Tuesday, June 28, 2011

Happy Love

One of my favorite little people at this moment is my goddaughter JoJo.  She speaks her heart and some of the things that come out of that little girl's heart are so touching.


What almost 40-year old couldn't bask in all the good things an almost four-year old says about you?

As we walked to the park...
JoJo to her mom: Mommy, I don't want Aunty Laura to go home because I love her so much.



As we walked home from the park...
JoJo to me: Aunty Laura, can you stay a little longer when we get home?  I miss you so much.
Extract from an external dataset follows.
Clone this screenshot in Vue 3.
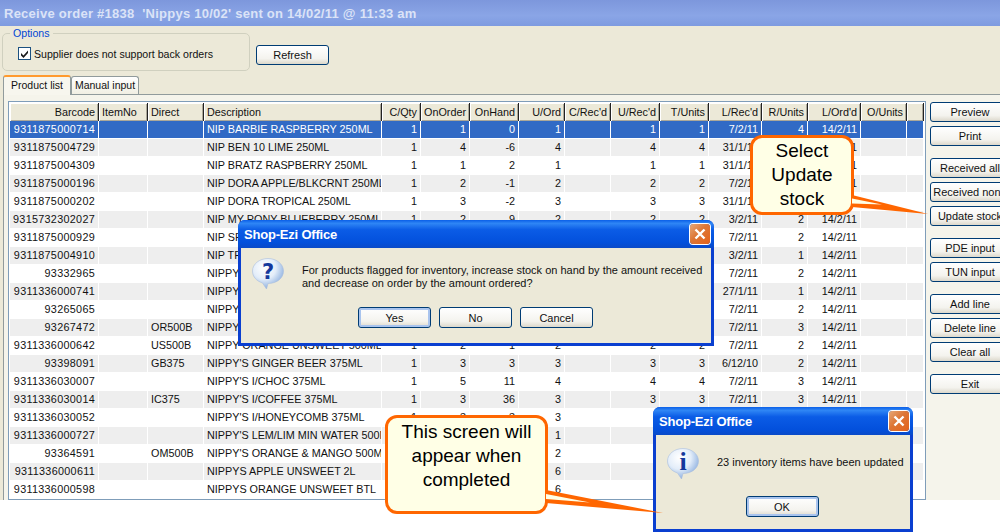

JoJo to her mom one day: Mommy, I really like Aunty Laura.
Mommy: I know you do.
JoJo:  She could be my mommy and I could live with her at her house.

It makes my heart happy.

Oh, and one of JoJo's original jokes - "The grass... is above... the sky!"... followed by uncontrolled giggling.

Friday, June 17, 2011

Baby Boom

Judah
Claire
Floyd
Taylor
Sloan
Whitney
Quinn

These are the babies of close friends, family and coworkers.


They were all born within 11 months of each other.


I knit what felt like a ton of blankets in a short time.


 It caused me severe baby fever.


I think I'm past the worst of it.

Thursday, June 9, 2011

Running on empty

Basically I've been running on empty for going on five months.
A coworker of mine decided she had an medical issue and took leave.
It's all BS but that's neither here nor there.
The fact is that I've been busy beyond belief.
Long gone are the days I spent reading the entire internet.
I don't even have time to log on.
I like it busy but not crazy.
Relief has come in the form of a gal named Kelly.
I'm getting caught up.
I am liking this job thing again.

Sunday, June 5, 2011

Deaf and dumb

The past two weekends I have slept at least 15 hours each night.
The past three months I have come home after work and sat on the couch, barely moving, only getting up to use the bathroom.
The past two months I have been having mild anxiety attacks.
The past six months I have not been able to fall asleep before midnight.
The past three months I have been irritable.
The past month I have been highly irritable.
The past 10 days I haven't shaved my legs.
The past six months I have had no desire to pick up my house.
The past year I have gained and lost the same ten pounds.

I do this every year.  I wait until I am in dire need to go to the doctor.  Ten years with thyroid disease and I still don't respond to my body's needs.

Sunday, March 27, 2011

update

There is so much I want to say and show.  Unfortunately, something happened sometime, somewhere and I'm not able to access my photos, control panel, etc.